There are even more back stories to "ABB @ The Beacon 2009"—so many, perhaps, that the music at the heart of the events becomes of almost secondary interest. Due to Greg Allman's recovery from hepatitis- C, there was no 2008 run at the off-Broadway theatre, where The Brothers have taken up residence for a period upwards of 20 years now. In the interim, since their last appearance, The Beacon has been renovated to such an extent that, even more than before, its funky intimacy becomes an object of fascination—before during and after the performances themselves.
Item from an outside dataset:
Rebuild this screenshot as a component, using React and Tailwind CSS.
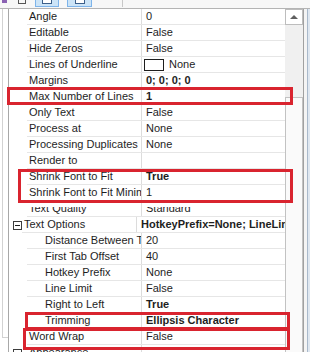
import React from "react";

const ROWS = [
  { name: "Angle", value: "0" },
  { name: "Editable", value: "False" },
  { name: "Hide Zeros", value: "False" },
  { name: "Lines of Underline", value: "None", swatch: true },
  { name: "Margins", value: "0; 0; 0; 0", bold: true },
  { name: "Max Number of Lines", value: "1", bold: true },
  { name: "Only Text", value: "False" },
  { name: "Process at", value: "None" },
  { name: "Processing Duplicates", value: "None" },
  { name: "Render to", value: "" },
  { name: "Shrink Font to Fit", value: "True", bold: true },
  { name: "Shrink Font to Fit Minimum Size", value: "1" },
  { name: "Text Quality", value: "Standard", clipTop: true },
  { name: "Text Options", value: "HotkeyPrefix=None; LineLimit=False", bold: true, category: true },
  { name: "Distance Between Tab Stops", value: "20", indent: true },
  { name: "First Tab Offset", value: "40", indent: true },
  { name: "Hotkey Prefix", value: "None", indent: true },
  { name: "Line Limit", value: "False", indent: true },
  { name: "Right to Left", value: "True", bold: true, indent: true },
  { name: "Trimming", value: "Ellipsis Character", bold: true, indent: true },
  { name: "Word Wrap", value: "False" },
  { name: "Appearance", value: "", category: true },
];

// red annotation rectangles drawn over the grid
const MARKS = [
  "left-[7px] top-[87px] w-[286px] h-[18px]",
  "left-[18px] top-[169px] w-[275px] h-[34px]",
  "left-[25px] top-[312px] w-[265px] h-[18px]",
  "left-[23px] top-[328px] w-[267px] h-[22px]",
];

function Row({ row }) {
  return (
    <div className="flex h-[16px] shrink-0">
      <div className="w-[18px] flex items-center pl-[4px]">
        {row.category && (
          <div className="w-[9px] h-[9px] border border-[#3c3c3c] flex items-center justify-center bg-white">
            <div className="w-[5px] h-px bg-[#1e1e1e]" />
          </div>
        )}
      </div>
      <div className="flex flex-1 border-b border-[#e6e6e6]">
        <div
          className={`w-[115px] border-r border-[#dcdcdc] overflow-hidden whitespace-nowrap ${
            row.indent ? "pl-[18px]" : "pl-[2px]"
          } ${row.clipTop ? "pt-[6px]" : ""}`}
        >
          <div className={row.clipTop ? "h-[9px] overflow-hidden" : ""}>
            <div className={`leading-[15px] ${row.clipTop ? "-mt-[6px]" : ""}`}>
              {row.name}
            </div>
          </div>
        </div>
        <div
          className={`flex-1 flex items-center overflow-hidden whitespace-nowrap pl-[4px] ${
            row.bold ? "font-bold" : ""
          } ${row.clipTop ? "pt-[6px]" : ""}`}
        >
          {row.swatch && (
            <div className="w-[20px] h-[12px] border border-[#1e1e1e] bg-white mr-[5px] -ml-[2px] shrink-0" />
          )}
          <div className={row.clipTop ? "h-[9px] overflow-hidden self-start" : ""}>
            <div className={`leading-[15px] ${row.clipTop ? "-mt-[6px]" : ""}`}>
              {row.value}
            </div>
          </div>
        </div>
      </div>
    </div>
  );
}

export default function App() {
  return (
    <div className="relative w-[310px] h-[352px] overflow-hidden bg-white font-['Liberation_Sans',Arial,sans-serif] text-[11px] text-[#1e1e1e]">
      {/* toolbar, only the lower edge is visible */}
      <div className="relative h-[8px] flex bg-[#f7f7f7]">
        <div className="w-[5px] h-[3px] ml-[2px] bg-[#8b62b3]" />
        <div className="w-[8px] h-[4px] ml-[11px] border-x border-b border-[#555]" />
        <div className="w-[24px] h-[7px] ml-[9px] border-x border-b border-[#7eb4ea] bg-[#cce4f7] flex justify-center">
          <div className="w-[10px] h-[4px] border-x border-b border-[#3b5f8a] bg-white" />
        </div>
        <div className="w-[25px] h-[7px] ml-[8px] border-x border-b border-[#7eb4ea] bg-[#cce4f7] flex justify-center">
          <div className="w-[10px] h-[4px] border-x border-b border-[#3b5f8a] bg-white" />
        </div>
        <div className="w-px h-[7px] ml-[30px] bg-[#c8c8c8]" />
      </div>

      <div className="flex h-[344px] border-t border-[#b4b4b4]">
        {/* neighbouring panel edge */}
        <div className="w-[8px] pl-[2px]">
          <div className="h-[329px] border-l border-b border-[#d2d2d2]" />
        </div>

        {/* property grid */}
        <div className="w-[277px] border-l border-[#a8a8a8] flex flex-col overflow-hidden">
          {ROWS.map((row) => (
            <Row key={row.name} row={row} />
          ))}
        </div>

        {/* scrollbar */}
        <div className="w-[18px] bg-[#f0f0f0] flex flex-col">
          <div className="h-[16px] border border-[#bdbdbd] bg-white flex items-center justify-center">
            <div className="w-0 h-0 border-x-[4px] border-x-transparent border-b-[4px] border-b-[#606060]" />
          </div>
          <div className="h-[72px]" />
          <div className="flex-1 border border-[#c2c2c2] border-b-0 bg-[#fafafa]" />
        </div>

        {/* outer frame */}
        <div className="w-[7px] flex">
          <div className="w-px bg-[#a0a0a0]" />
          <div className="w-[3px] bg-[#f4f4f4]" />
          <div className="w-px bg-[#a9b9cb]" />
          <div className="flex-1 bg-[#dfe7f0]" />
        </div>
      </div>

      {MARKS.map((m) => (
        <div key={m} className={`absolute ${m} border-[3px] border-[#d9242f]`} />
      ))}
    </div>
  );
}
Then there's the controversy surrounding ticket sales. At first appearing to be nothing more than the proverbial cluster of interest that has grown as demand has increased in proportion to The Allmans' own visibility since their artistic resurgence in 2003, the widespread shutout of many potential ticket buyers in early 2009 may just be the tip of an iceberg: similar and even more suspicious replays of this jam-up have occurred in sales for Phish, The Dead and Bruce Springsteen. With the announcement of the potential merger of Ticketmaster and Live Nation, which comes close on the heels of the suspect purchase of broker TicketsNow by TM, inquiries from Congress and "The Boss" have come into play.

For the true music lover, though, The Allman Brothers at The Beacon comes down to the playing of the band. The repertoire of the group has remained fairly constant over the years, even as personnel has shifted. Still, earlier in the decade—coincident with Haynes' 2002 return to the group and three years after the enlistment of wunderkind guitarist Derek Trucks—there existed an adventurous spirit in the choice and sequencing of songs that was rare in ABB history.

That mindset carried from the 3000+- seat venue into the sheds of summer as acoustic duets between Haynes and Trucks were juxtaposed with Gregg Allman performing suites of choice tunes at the grand piano. Such unpredictable interludes contrasted with high-powered sets from the full band, where extended segues of chestnuts, including "Dreams" and "In Memory of Elizabeth Reed," would mesh with newer material like "Desdemona" and "Who to Believe," from the classy latter-day studio effort Hittin' the Note (Sanctuary/Peach, 2003). All of the preceding might be wrapped within an intro/outro of The Brothers' signature improvisational vehicle "Mountain Jam."

Then there were the astute cover tunes, such as "Layla" and "Walk on Gilded Splinters," these two usually based on association with Duane Allman and his extensive session work. Yet the sense of novelty has diminished since 2005, both in the spring and on the summer tours, so much so that the prospect of a string of cameos may not necessarily bode well for the kind of sustained momentum that can inevitably conjure up musical drama of the highest order.

But that may be a purist sensibility that's increasingly left behind as The Allman Brothers run at The Beacon becomes less of a hidden secret and more of a mainstream preoccupation. Given the pride at the heart of this unit, particularly in its remaining original members—besides the surviving sibling, drummers Butch Trucks and Jaimoe—there should be no lack of effort exerted to live up to their legacy this year.

With the utilization of Moogis, a technological advance spearheaded by Trucks that will allow following the shows live on the internet, there's an added sense of The Allman Brothers Band prospering in the modern world at least equal to talk of the group retiring at the top of its game in this its anniversary year. Anticipation may not be all when it comes to live music, but it may be peaking, appropriately enough, for The Allman Brothers at the Beacon Theatre in 2009.